# Finding a good trainer in Las Vegas



## Leonidas8

I am trying to find a good trainer in Las Vegas/Henderson area. I have found a few trainers, but I want to find one who has experience working with GSD's. My dog is 3 years old and is very well behaved except when he sees another dog, he wants to run off and play and ignores me when I call him.


----------



## hooptybug

We are currently training our 8 month old with MPK9. Greg is a retired MP K9 trainer with like 15 years experience training working dogs. His website is MP K9 All Breed Dog Training. Greg will meet you where ever you want to do the training. We meet him at a dog park in Henderson so our dog will have to work through distractions. We looked around at other trainers but went back to Greg. He will help you train your dog from basic obedience all the way to K9 certification. I highly recommend him.


----------



## Loic

i know its a old thread, but been from Henderson, I would like to know how the training with MP K9 went? I look at the pricing info, it is not cheap but if the training is of high quality then I think its worth it. my dog is only 9 weeks old, but I want to get as much info as possible for the future.


----------



## jessac

Hi there, Loic. I am also in Vegas and we have our (just) 6mo pup in puppy class and soon puppy agility at Smarty Paws. I really recommend Donna Foreman, although it would be a bit of a drive for you. We have had people in class from Henderson and even Mt Charleston. The class has worked out really well for our puppy on reinforcing the basics. Since your pup is only 9 weeks, I would recommend enrolling in some sort of puppy class and start the basics sooner rather than later to prevent bad behaviors/ reinforce good ones. Let me know if you have any other questions, we called a lot of places here in Vegas before we ended up with Donna.


----------



## Loic

Ill check them out, thanks!

Sent from Petguide.com Free App


----------



## FlyAway

MP K9 doesn't look very expensive compared to some. But personal/private training is usually very expensive, that's why I like to recommend clubs where you can eventually apply for membership and get the benefits of all the different instructors. (Though, not all clubs have the best instructors.)


----------



## Loic

FlyAway said:


> MP K9 doesn't look very expensive compared to some. But personal/private training is usually very expensive, that's why I like to recommend clubs where you can eventually apply for membership and get the benefits of all the different instructors. (Though, not all clubs have the best instructors.)

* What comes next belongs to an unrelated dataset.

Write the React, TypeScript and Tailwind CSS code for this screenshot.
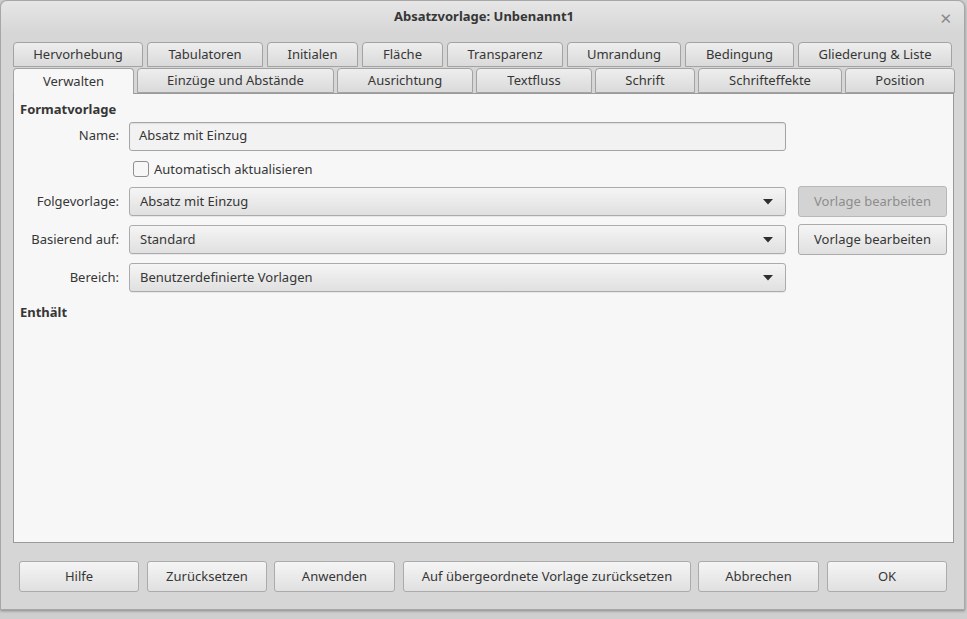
const ROW1 = [
  { label: 'Hervorhebung', w: 'w-[130px]' },
  { label: 'Tabulatoren', w: 'w-[116px]' },
  { label: 'Initialen', w: 'w-[91px]' },
  { label: 'Fläche', w: 'w-[81px]' },
  { label: 'Transparenz', w: 'w-[116px]' },
  { label: 'Umrandung', w: 'w-[114px]' },
  { label: 'Bedingung', w: 'w-[109px]' },
  { label: 'Gliederung & Liste', w: 'w-[154px]' },
]

const ROW2 = [
  { label: 'Einzüge und Abstände', w: 'w-[197px]' },
  { label: 'Ausrichtung', w: 'w-[136px]' },
  { label: 'Textfluss', w: 'w-[116px]' },
  { label: 'Schrift', w: 'w-[100px]' },
  { label: 'Schrifteffekte', w: 'w-[144px]' },
  { label: 'Position', w: 'w-[110px]' },
]

// widths and left spacing taken from the reference button row
const FOOTER = [
  { label: 'Hilfe', w: 'w-[120px]' },
  { label: 'Zurücksetzen', w: 'w-[120px] ml-[8px]' },
  { label: 'Anwenden', w: 'w-[121px] ml-[7px]' },
  { label: 'Auf übergeordnete Vorlage zurücksetzen', w: 'w-[288px] ml-[8px]' },
  { label: 'Abbrechen', w: 'w-[121px] ml-[7px]' },
  { label: 'OK', w: 'w-[120px] ml-[8px]' },
]

function Tab({ label, w }: { label: string; w: string }) {
  return (
    <div
      className={`${w} h-[25px] flex items-center justify-center rounded-t-[4px] border border-[#a3a3a3] bg-gradient-to-b from-[#eeeeee] to-[#dadada]`}
    >
      {label}
    </div>
  )
}

function Combo({ value }: { value: string }) {
  return (
    <div className="w-[657px] h-[29px] flex items-center justify-between pl-[10px] pr-[12px] rounded-[3px] border border-[#ababab] bg-gradient-to-b from-[#f5f5f5] to-[#e0e0e0] shadow-[0_1px_0_rgba(0,0,0,0.06)]">
      <span>{value}</span>
      <svg width="10" height="6" viewBox="0 0 10 6">
        <path d="M0 0h10L5 5.5z" fill="#2e2e2e" />
      </svg>
    </div>
  )
}

function EditButton({ disabled }: { disabled?: boolean }) {
  return (
    <div
      className={
        disabled
          ? 'w-[149px] h-[31px] flex items-center justify-center rounded-[3px] border border-[#b8b8b8] bg-[#d3d3d3] text-[#8d8d8d]'
          : 'w-[149px] h-[31px] flex items-center justify-center rounded-[3px] border border-[#ababab] bg-gradient-to-b from-[#f5f5f5] to-[#e0e0e0]'
      }
    >
      Vorlage bearbeiten
    </div>
  )
}

export default function App() {
  return (
    <div
      className="w-[967px] h-[619px] overflow-hidden bg-[#cfcfcf] text-[13px] text-[#363636]"
      style={{ fontFamily: '"Noto Sans", "DejaVu Sans", sans-serif' }}
    >
      <div className="w-[965px] h-[610px] flex flex-col rounded-t-[7px] border border-[#a7a7a7] bg-[#d6d6d6] shadow-[0_1px_3px_rgba(0,0,0,0.35)]">
        {/* Title bar */}
        <div className="relative h-[32px] shrink-0 flex items-center justify-center rounded-t-[7px] bg-gradient-to-b from-[#e6e6e6] to-[#d6d6d6]">
          <span className="font-bold ml-[3px]">Absatzvorlage: Unbenannt1</span>
          <span className="absolute right-[12px] top-[6px] text-[15px] font-bold text-[#8a8a8a]">✕</span>
        </div>

        {/* Tabs */}
        <div className="pl-[12px] pt-[9px] flex flex-col">
          <div className="flex gap-[4px]">
            {ROW1.map((t) => (
              <Tab key={t.label} {...t} />
            ))}
          </div>
          <div className="flex gap-[3px] mt-[1px]">
            <div className="relative z-10 w-[121px] h-[26px] flex items-center justify-center rounded-t-[4px] border border-b-0 border-[#a3a3a3] bg-[#f7f7f7]">
              Verwalten
            </div>
            {ROW2.map((t) => (
              <Tab key={t.label} {...t} />
            ))}
          </div>
        </div>

        {/* Panel */}
        <div className="ml-[12px] w-[941px] h-[450px] -mt-[1px] border border-[#9a9a9a] bg-[#f7f7f7] pl-[6px] pt-[6px]">
          <div className="font-bold">Formatvorlage</div>
          <div className="mt-[2px] flex items-center">
            <span className="w-[99px] text-right">Name:</span>
            <div className="ml-[10px] w-[657px] h-[29px] flex items-center px-[9px] rounded-[3px] border border-[#a5a5a5] bg-[#f2f2f2] shadow-[inset_0_1px_1px_rgba(0,0,0,0.08)]">
              Absatz mit Einzug
            </div>
          </div>
          <div className="mt-[9px] ml-[113px] flex items-center gap-[5px]">
            <div className="w-[16px] h-[16px] rounded-[3px] border border-[#8f8f8f] bg-[#f7f7f7]" />
            <span>Automatisch aktualisieren</span>
          </div>
          <div className="mt-[7px] flex items-center">
            <span className="w-[99px] text-right">Folgevorlage:</span>
            <div className="ml-[10px]">
              <Combo value="Absatz mit Einzug" />
            </div>
            <div className="ml-[12px]">
              <EditButton disabled />
            </div>
          </div>
          <div className="mt-[7px] flex items-center">
            <span className="w-[99px] text-right">Basierend auf:</span>
            <div className="ml-[10px]">
              <Combo value="Standard" />
            </div>
            <div className="ml-[12px]">
              <EditButton />
            </div>
          </div>
          <div className="mt-[8px] flex items-center">
            <span className="w-[99px] text-right">Bereich:</span>
            <div className="ml-[10px]">
              <Combo value="Benutzerdefinierte Vorlagen" />
            </div>
          </div>
          <div className="mt-[11px] font-bold">Enthält</div>
        </div>

        {/* Footer buttons */}
        <div className="mt-[18px] pl-[18px] flex">
          {FOOTER.map((b) => (
            <div
              key={b.label}
              className={`${b.w} h-[31px] flex items-center justify-center rounded-[3px] border border-[#ababab] bg-gradient-to-b from-[#f5f5f5] to-[#e0e0e0]`}
            >
              {b.label}
            </div>
          ))}
        </div>
      </div>
    </div>
  )
}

True, doing some search online I am getting mixed review on mp k9, from awesome to terrible....

Sent from Petguide.com Free App


----------



## Lukapuppy

I have personally worked with Donna (the founder of Smarty Paws) and Jan Jenkins, who is an instructor there. Both of them are great women with great dogs and I fully support any training they're involved in. Hemi, Donna's border collie, is amazing. I've never met a border collie I liked more. 

I also suggest Renee Davis at Petsmart on Durango in the northwest part of Vegas. I know that's about as far from Henderson as you can get, but she is incredible! She has breeds and trains Newfoundlands to be water search and rescue dogs and her male dog, Stewie, is a therapy dog. My puppy is currently enrolled in her class through Petsmart and I think the classes are great. Her advanced dogs and her rally obedience classes are really something to see. In fact, Jan Jenkins, the trainer at Smarty Paws takes her dog Asha to rally obedience with Renee.


----------



## Zeeva

I'm also in Vegas and although I haven't been through smarty paws training that's where I'd have gone after doing some research...

How're you handling the heat? It was nice today c:

Also wanted to mention I did training with Stephanie at Petsmart on Stephanie street in Henderson. Last I saw her she had a rescued GSD that could take a mauling without flinching. She has a soft spot for GSDs but I always find Petsmart training to be average. It's still better than nothing c:


----------